I could not have said this better. Thanks Puppetmaster for providing OP with a detailed response so he/she can make an informed decision.
@Addision Yes, I agree I finally told the realtor today that there is really nothing more to be done here the owner has negotiated to their limits and all the realtor is doing is going to anger her. She has no pull w/ lender or the UW she just works as an affiliate. Unfortunately most down payment assistance, I have looked at we don't qualify for the LO had a few we didn't qualify for because of household income. I really appreciate all of your advice!
Puppetmaster your advice is well taken. I believe this seller when she says they're just trying to save a buck. The home isn't extremely valuable so they're trying to get every dime they can in their pocket which I understand I would like to do the same! They put a lot of money into updates very recently so I can't blame them for holding their ground.
Did they give you the list of owner disclosures?
If you've never owned a home and don't have a Buyer's Agent then you don't really know what you are missing. In a standard purchase transaction the seller would pay your Buyer's Agents' commission or fee--typically 3% as already mentioned.
Have you had a licensed home inspector conduct a home inspection on your behalf? If not, you should do so immediately. Go with him on the inspection and take notes.
Have you ordered and completed the appraisal yet? If you are obtaining an FHA loan, at least you will be protected (if you don't have an Agent) with the FHA Amendatory Clause that MUST be signed by you and the Seller which protects your offer in the event of a low appraised value.

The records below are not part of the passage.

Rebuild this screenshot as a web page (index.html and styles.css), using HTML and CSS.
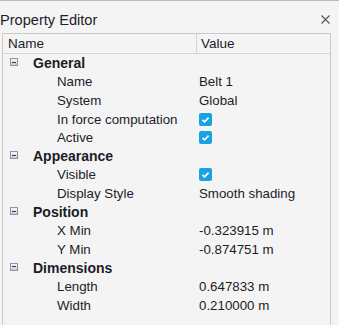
FILE: index.html
```html
<!DOCTYPE html>
<html>
<head>
<meta charset="utf-8">
<link rel="stylesheet" href="styles.css">
</head>
<body>
<div class="panel">
  <div class="titlebar">
    <span class="title">Property Editor</span>
    <svg class="close" width="9" height="9" viewBox="0 0 9 9"><path d="M0.5 0.5L8.5 8.5M8.5 0.5L0.5 8.5" stroke="#555" stroke-width="1.1"/></svg>
  </div>
  <div class="grid">
    <div class="head">
      <div class="hcell hname">Name</div>
      <div class="hcell hval">Value</div>
    </div>
    <div class="row cat"><span class="exp"></span><span class="cname">General</span></div>
    <div class="row prop"><span class="pname">Name</span><span class="pval">Belt 1</span></div>
    <div class="row prop"><span class="pname">System</span><span class="pval">Global</span></div>
    <div class="row prop"><span class="pname">In force computation</span><span class="pval"><span class="chk"><svg width="13" height="13" viewBox="0 0 13 13"><path d="M3.5 6.8L5.6 8.8L9.6 4.6" fill="none" stroke="#fff" stroke-width="1.6"/></svg></span></span></div>
    <div class="row prop"><span class="pname">Active</span><span class="pval"><span class="chk"><svg width="13" height="13" viewBox="0 0 13 13"><path d="M3.5 6.8L5.6 8.8L9.6 4.6" fill="none" stroke="#fff" stroke-width="1.6"/></svg></span></span></div>
    <div class="row cat"><span class="exp"></span><span class="cname">Appearance</span></div>
    <div class="row prop"><span class="pname">Visible</span><span class="pval"><span class="chk"><svg width="13" height="13" viewBox="0 0 13 13"><path d="M3.5 6.8L5.6 8.8L9.6 4.6" fill="none" stroke="#fff" stroke-width="1.6"/></svg></span></span></div>
    <div class="row prop"><span class="pname">Display Style</span><span class="pval">Smooth shading</span></div>
    <div class="row cat"><span class="exp"></span><span class="cname">Position</span></div>
    <div class="row prop"><span class="pname">X Min</span><span class="pval">-0.323915 m</span></div>
    <div class="row prop"><span class="pname">Y Min</span><span class="pval">-0.874751 m</span></div>
    <div class="row cat"><span class="exp"></span><span class="cname">Dimensions</span></div>
    <div class="row prop"><span class="pname">Length</span><span class="pval">0.647833 m</span></div>
    <div class="row prop"><span class="pname">Width</span><span class="pval">0.210000 m</span></div>
  </div>
</div>
</body>
</html>
```
FILE: styles.css
```css
html, body {
  margin: 0;
  padding: 0;
  background: #f4f4f4;
  height: 100%;
  overflow: hidden;
}
.panel {
  border-top: 1px solid #bdbdbd;
  height: 324px;
  font-family: "Liberation Sans", Arial, sans-serif;
  color: #1c1c28;
}
.titlebar {
  height: 32px;
  display: flex;
  align-items: center;
  justify-content: space-between;
  padding-right: 9px;
}
.title {
  font-size: 14.6px;
  padding-top: 5px;
  color: #1e1e2a;
}
.close {
  margin-top: 4px;
}
.grid {
  margin-left: 2px;
  width: 327px;
  height: 292px;
  border: 1px solid #c9c9c9;
  border-bottom: none;
}
.head {
  display: flex;
  height: 19px;
  border-bottom: 1px solid #d4d4d4;
  font-size: 13.5px;
}
.hcell {
  display: flex;
  align-items: center;
}
.hname {
  width: 188px;
  padding-left: 5px;
  border-right: 1px solid #d4d4d4;
}
.hval {
  padding-left: 4px;
}
.row {
  height: 18.6px;
  display: flex;
  align-items: center;
}
.cat {
  font-weight: bold;
  font-size: 14px;
}
.exp {
  width: 7px;
  height: 7px;
  margin-left: 7px;
  margin-right: 15px;
  margin-top: -2px;
  border: 1px solid #8c94a4;
  background: linear-gradient(#f4f6fa, #c8d0dc);
  position: relative;
  box-sizing: border-box;
  width: 8px;
  height: 8px;
}
.exp::after {
  content: "";
  position: absolute;
  left: 1px;
  right: 1px;
  top: 2.5px;
  height: 1px;
  background: #333a48;
}
.prop {
  font-size: 13.3px;
}
.pname {
  width: 142px;
  padding-left: 54px;
  flex: none;
}
.pval {
  display: flex;
  align-items: center;
}
.chk {
  width: 13px;
  height: 13px;
  border-radius: 2px;
  background: #17a2e0;
  display: block;
}
.chk svg {
  display: block;
}
```
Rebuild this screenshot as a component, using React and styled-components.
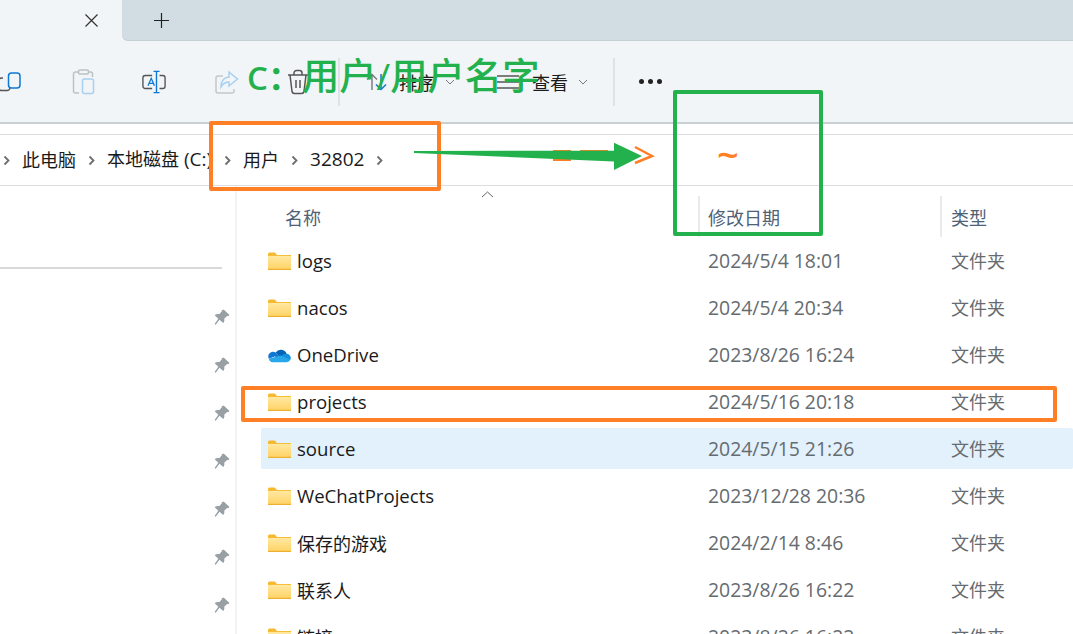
import { Fragment } from "react";
import styled, { createGlobalStyle } from "styled-components";

const GlobalStyle = createGlobalStyle`
  html, body {
    margin: 0;
    padding: 0;
    background: #fff;
  }
  body {
    font-family: "Open Sans", "Noto Sans CJK SC", sans-serif;
  }
`;

const files = [
  { name: "logs", date: "2024/5/4 18:01" },
  { name: "nacos", date: "2024/5/4 20:34" },
  { name: "OneDrive", date: "2023/8/26 16:24", cloud: true },
  { name: "projects", date: "2024/5/16 20:18" },
  { name: "source", date: "2024/5/15 21:26", selected: true },
  { name: "WeChatProjects", date: "2023/12/28 20:36" },
  { name: "保存的游戏", date: "2024/2/14 8:46", cjk: true },
  { name: "联系人", date: "2023/8/26 16:22", cjk: true },
  { name: "链接", date: "2023/8/26 16:22", cjk: true },
];

const crumbs = [
  { text: "此电脑" },
  { text: "本地磁盘", latin: " (C:)" },
  { text: "用户" },
  { latin: "32802" },
];
const pins = [0, 1, 2, 3, 4, 5, 6];

const Page = styled.div`
  position: relative;
  width: 1073px;
  height: 634px;
  overflow: hidden;
  background: #fff;
  color: #1a1a1a;
`;

const TabStrip = styled.div`
  display: flex;
  align-items: stretch;
  height: 41px;
  background: #f1f5f7;
`;

const Tab = styled.div`
  display: flex;
  flex: none;
  align-items: center;
  justify-content: flex-end;
  width: 122px;
  padding-right: 23px;
  box-sizing: border-box;
`;

const NewTab = styled.div`
  display: flex;
  flex: 1;
  align-items: center;
  padding-left: 31px;
  background: #d1dde2;
  border-bottom: 1px solid #c3cfd4;
  border-bottom-left-radius: 6px;
`;

const Toolbar = styled.div`
  display: flex;
  align-items: center;
  height: 81px;
  background: #f1f5f7;
  border-bottom: 2px solid #c8d0d3;
`;

const ToolIcon = styled.div`
  display: flex;
  flex: none;
  width: 24px;
  height: 26px;
  margin-left: ${(p) => p.$gap}px;
`;

const Divider = styled.div`
  flex: none;
  width: 2px;
  height: 48px;
  margin-left: ${(p) => p.$gap}px;
  background: #dfe3e5;
`;

const ToolLabel = styled.div`
  display: flex;
  flex: none;
  align-items: center;
  margin-left: ${(p) => p.$gap}px;
  font-size: 18px;
  color: #1b1b1b;
`;

const Dots = styled.div`
  display: flex;
  gap: 4px;
  margin-left: 24px;
`;

const Dot = styled.span`
  width: 5px;
  height: 5px;
  border-radius: 50%;
  background: #222;
`;

const AddressBar = styled.div`
  padding-top: 10px;
`;

const Crumbs = styled.div`
  display: flex;
  align-items: center;
  height: 50px;
  padding-left: 3px;
  border-top: 1px solid #dcdfe1;
  border-bottom: 1px solid #dcdfe1;
  font-size: 18px;
`;

const Crumb = styled.span`
  margin: 0 12px 3px;
  white-space: pre;
`;

const LatinRun = styled.span`
  font-size: 19px;
`;

const Body = styled.div`
  display: flex;
  height: 448px;
`;

const Sidebar = styled.div`
  flex: none;
  width: 237px;
  box-sizing: border-box;
  border-right: 2px solid #f3f4f5;
`;

const SideRule = styled.div`
  width: 222px;
  height: 2px;
  margin-top: 81px;
  background: #d9d9d9;
`;

const PinList = styled.div`
  display: flex;
  flex-direction: column;
  align-items: flex-end;
  gap: 31px;
  margin-top: 40px;
  padding-right: 5px;
`;

const Files = styled.div`
  flex: 1;
  min-width: 0;
`;

const HeaderRow = styled.div`
  position: relative;
  display: grid;
  grid-template-columns: 437px 242px 1fr;
  height: 54px;
  margin-left: 24px;
  color: #4d6177;
  font-size: 18px;
`;

const SortCaret = styled.div`
  position: absolute;
  left: 220px;
  top: 5px;
  display: flex;
`;

const HeaderCell = styled.div`
  display: flex;
  align-items: center;
  height: 41px;
  margin-top: 10px;
  padding-left: ${(p) => p.$pad}px;
  box-sizing: border-box;
  border-left: ${(p) => (p.$rule ? "2px solid #e8eaeb" : "none")};
`;

const FileRow = styled.div`
  display: grid;
  grid-template-columns: 437px 242px 1fr;
  align-items: center;
  height: 41px;
  margin: 0 0 6px 24px;
  background: ${(p) => (p.$selected ? "#e2f1fc" : "transparent")};
  border-radius: 2px;
`;

const NameCell = styled.div`
  display: flex;
  align-items: center;
  gap: 6px;
  padding-left: 7px;
  font-size: ${(p) => (p.$cjk ? 18 : 18.6)}px;
  color: #1a1a1a;
  white-space: nowrap;
`;

const DateCell = styled.div`
  padding-left: 10px;
  font-size: 19.400px;
  color: #666b70;
  white-space: nowrap;
`;

const TypeCell = styled.div`
  padding: 0 0 2px 11px;
  font-size: 18px;
  color: #666b70;
  white-space: nowrap;
`;

const Note = styled.div`
  position: absolute;
  left: ${(p) => p.$x}px;
  top: ${(p) => p.$y}px;
  width: ${(p) => p.$w}px;
  height: ${(p) => p.$h}px;
  box-sizing: border-box;
  border: 4px solid ${(p) => p.$color};
  border-radius: 2px;
`;

const GreenTitle = styled.div`
  position: absolute;
  left: 247px;
  top: 44px;
  display: flex;
  align-items: center;
  height: 60px;
  color: #22b14c;
  white-space: nowrap;
`;

const DriveLabel = styled.span`
  width: 55px;
  padding-top: 4px;
  font-size: 33px;
  font-weight: 600;
`;

const PathLabel = styled.span`
  font-size: 37.300px;
  font-weight: 500;
`;

const Tilde = styled.div`
  position: absolute;
  left: 717px;
  top: 129px;
  font-size: 38px;
  font-weight: 600;
  line-height: 50px;
  color: #ff7f27;
`;

const ArrowOverlay = styled.svg`
  position: absolute;
  left: 410px;
  top: 135px;
`;

const FolderIcon = () => (
  <svg width="23" height="18" viewBox="0 0 23 18">
    <defs>
      <linearGradient id="folderFill" x1="0" y1="0" x2="0" y2="1">
        <stop offset="0" stopColor="#ffeaa6" />
        <stop offset="1" stopColor="#ffd263" />
      </linearGradient>
    </defs>
    <path d="M0 2a1.500 1.500 0 0 1 1.500-1.500h5.200L9 3H0z" fill="#f6b82c" />
    <rect x="0" y="3" width="23" height="15" rx="1" fill="url(#folderFill)" />
    <rect x="0" y="16.800" width="23" height="1.200" fill="#eeb031" />
    <rect x="0" y="3" width="23" height="1" fill="#f5bd3a" />
  </svg>
);

const CloudIcon = () => (
  <svg width="23" height="16" viewBox="0 0 24 16">
    <path d="M8 5.500A6.500 6.500 0 0 1 19.500 6.800L13 11.500z" fill="#0364b8" />
    <path d="M8 5.500a5.200 5.200 0 0 0-2.900-.8A4.800 4.800 0 0 0 .9 11.800L7 9.500 13 11.500z" fill="#0f78d4" />
    <path d="M19.500 6.800a4.800 4.800 0 0 0-1.200-.2c-1.700 0-3.200.8-4.300 2.100L11 11 18 14.500l5.400-1.500A4.500 4.500 0 0 0 19.500 6.800z" fill="#1490df" />
    <path d="M.9 11.800A4.500 4.500 0 0 0 5 15.500H19.500A4.500 4.500 0 0 0 23.400 13L13 8.500z" fill="#28a8ea" />
  </svg>
);

const PinIcon = () => (
  <svg width="16" height="17" viewBox="0 0 16 17">
    <path d="M9.700 0.500 15.500 6l-1.300 1.200-1.100-.3-2.900 2.800c.5 1.700.1 3-1 4.200L5.500 10.800 1.700 15.800.600 15l3.700-5.300-3.600-3.400c1.200-1.100 2.600-1.500 4.300-1L7.800 2.500l-.2-1z" fill="#98a0a6" />
  </svg>
);

const Chevron = styled.svg`
  flex: none;
  margin-left: ${(p) => p.$gap || 0}px;
`;

const CrumbChevron = () => (
  <Chevron width="7" height="11" viewBox="0 0 7 11">
    <path d="M1.500 1.500 5.500 5.500 1.500 9.500" fill="none" stroke="#6e6e6e" strokeWidth="1.800" />
  </Chevron>
);

const DownChevron = ({ gap }) => (
  <Chevron $gap={gap} width="10" height="6" viewBox="0 0 10 6">
    <path d="M1 1 5 5 9 1" fill="none" stroke="#777" strokeWidth="1" />
  </Chevron>
);

export default function App() {
  return (
    <Page>
      <GlobalStyle />
      <TabStrip>
        <Tab>
          <svg width="15" height="15" viewBox="0 0 15 15">
            <path d="M1.500 1.500 13.500 13.500M13.500 1.500 1.500 13.500" stroke="#333" strokeWidth="1.200" fill="none" />
          </svg>
        </Tab>
        <NewTab>
          <svg width="17" height="17" viewBox="0 0 17 17">
            <path d="M8.500 1V16M1 8.500H16" stroke="#222" strokeWidth="1.200" fill="none" />
          </svg>
        </NewTab>
      </TabStrip>

      <Toolbar>
        <ToolIcon $gap={0}>
          <svg width="24" height="26" viewBox="0 0 24 26">
            <path d="M3 9H1.500A2.500 2.500 0 0 0-1 11.500V19a2.500 2.500 0 0 0 2.500 2.500H7a3 3 0 0 0 3-2.500" fill="none" stroke="#555" strokeWidth="1.500" />
            <rect x="8.500" y="4" width="11.500" height="15" rx="3" fill="none" stroke="#0f78d4" strokeWidth="1.500" />
          </svg>
        </ToolIcon>
        <ToolIcon $gap={48}>
          <svg width="24" height="26" viewBox="0 0 24 26">
            <path d="M7 3H3.500A2 2 0 0 0 1.500 5v17a2 2 0 0 0 2 2H7M16 3h2.500a2 2 0 0 1 2 2v3" fill="none" stroke="#bcc1c4" strokeWidth="1.500" />
            <rect x="6.500" y="1" width="10" height="4" rx="1.500" fill="none" stroke="#bcc1c4" strokeWidth="1.500" />
            <rect x="10.500" y="10" width="11" height="14.500" rx="2" fill="none" stroke="#a8d0f0" strokeWidth="1.500" />
          </svg>
        </ToolIcon>
        <ToolIcon $gap={46}>
          <svg width="26" height="26" viewBox="0 0 26 26">
            <path d="M11 6H3.500A2.500 2.500 0 0 0 1 8.500v9A2.500 2.500 0 0 0 3.500 20H11M19 6h3.500A2.500 2.500 0 0 1 25 8.500v9a2.500 2.500 0 0 1-2.500 2.500H19" fill="none" stroke="#555" strokeWidth="1.500" />
            <path d="M12.500 1.500H19M12.500 24.500H19M15.700 1.500v23" fill="none" stroke="#0f78d4" strokeWidth="1.500" />
            <path d="M6.500 17 10 9l3.500 8M7.800 14.500h4.500" fill="none" stroke="#0f78d4" strokeWidth="1.400" />
          </svg>
        </ToolIcon>
        <ToolIcon $gap={49}>
          <svg width="24" height="26" viewBox="0 0 24 26">
            <path d="M8 7H3A2 2 0 0 0 1 9v13a2 2 0 0 0 2 2h14a2 2 0 0 0 2-2v-2" fill="none" stroke="#c3c7ca" strokeWidth="1.500" />
            <path d="M14 3 22.500 10 14 17v-4c-4 0-6 1.500-8 5 0-6 3-9.500 8-10z" fill="none" stroke="#a8d0f0" strokeWidth="1.500" />
          </svg>
        </ToolIcon>
        <ToolIcon $gap={48}>
          <svg width="22" height="26" viewBox="0 0 22 26">
            <path d="M1 6H21M7 6V4a2.500 2.500 0 0 1 2.500-2.500h3A2.500 2.500 0 0 1 15 4v2M3 6l2 16.500A2.500 2.500 0 0 0 7.500 24.500h7a2.500 2.500 0 0 0 2.500-2L19 6M9 11v8M13 11v8" fill="none" stroke="#555" strokeWidth="1.500" />
          </svg>
        </ToolIcon>
        <Divider $gap={27} />
        <ToolIcon $gap={25}>
          <svg width="24" height="26" viewBox="0 0 24 26">
            <path d="M7 21V6M2 10.500 7 5.500 12 10.500" fill="none" stroke="#777" strokeWidth="1.400" />
            <path d="M16 5V20M11 15.500 16 20.500 21 15.500" fill="none" stroke="#0f78d4" strokeWidth="1.500" />
          </svg>
        </ToolIcon>
        <ToolLabel $gap={10}>
          排序
          <DownChevron gap={10} />
        </ToolLabel>
        <ToolIcon $gap={41}>
          <svg width="24" height="26" viewBox="0 0 24 26">
            <path d="M1 7H23M1 13H23M1 19H23" fill="none" stroke="#555" strokeWidth="1.500" />
          </svg>
        </ToolIcon>
        <ToolLabel $gap={12}>
          查看
          <DownChevron gap={10} />
        </ToolLabel>
        <Divider $gap={25} />
        <Dots>
          <Dot />
          <Dot />
          <Dot />
        </Dots>
      </Toolbar>

      <AddressBar>
        <Crumbs>
          <CrumbChevron />
          {crumbs.map((c) => (
            <Fragment key={c.text || c.latin}>
              <Crumb>
                {c.text}
                {c.latin && <LatinRun>{c.latin}</LatinRun>}
              </Crumb>
              <CrumbChevron />
            </Fragment>
          ))}
        </Crumbs>
      </AddressBar>

      <Body>
        <Sidebar>
          <SideRule />
          <PinList>
            {pins.map((p) => (
              <PinIcon key={p} />
            ))}
          </PinList>
        </Sidebar>
        <Files>
          <HeaderRow>
            <SortCaret>
              <svg width="13" height="7" viewBox="0 0 13 7">
                <path d="M1 6 6.500 1 12 6" fill="none" stroke="#666" strokeWidth="1" />
              </svg>
            </SortCaret>
            <HeaderCell $pad={24}>名称</HeaderCell>
            <HeaderCell $pad={8} $rule>修改日期</HeaderCell>
            <HeaderCell $pad={9} $rule>类型</HeaderCell>
          </HeaderRow>
          {files.map((f) => (
            <FileRow key={f.name} $selected={f.selected}>
              <NameCell $cjk={f.cjk}>
                {f.cloud ? <CloudIcon /> : <FolderIcon />}
                {f.name}
              </NameCell>
              <DateCell>{f.date}</DateCell>
              <TypeCell>文件夹</TypeCell>
            </FileRow>
          ))}
        </Files>
      </Body>

      <Note $x={209} $y={121} $w={232} $h={70} $color="#ff7f27" />
      <Note $x={241} $y={386} $w={816} $h={36} $color="#ff7f27" />
      <Note $x={673} $y={90} $w={150} $h={146} $color="#22b14c" />
      <GreenTitle>
        <DriveLabel>C：</DriveLabel>
        <PathLabel>用户/用户名字</PathLabel>
      </GreenTitle>
      <Tilde>~</Tilde>
      <ArrowOverlay width="250" height="40" viewBox="0 0 250 40">
        <path d="M143 20.500H161" stroke="#ff7f27" strokeWidth="11" fill="none" />
        <path d="M170 18H198" stroke="#ff7f27" strokeWidth="6" fill="none" />
        <path d="M225 12 242 21 225 28" fill="none" stroke="#ff7f27" strokeWidth="2.500" />
        <path d="M4 16 204 15.700V7.700L232 21 204 35V26.500L4 18z" fill="#22b14c" />
      </ArrowOverlay>
    </Page>
  );
}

DPA $ comes at a cost and if you are the type of consumer that has your own money to invest as part of your minimum required investment then you are going to be better off because your interest rate will be lower than the one on the loan with the DPA $ and therefore you should be happier in the long run.
Just my $.02
All appraisal and inspections will be done as there is an FHA addendum on the contract. The contract also states they have to provide the disclosure. The FarBar contract leaves little to be missed.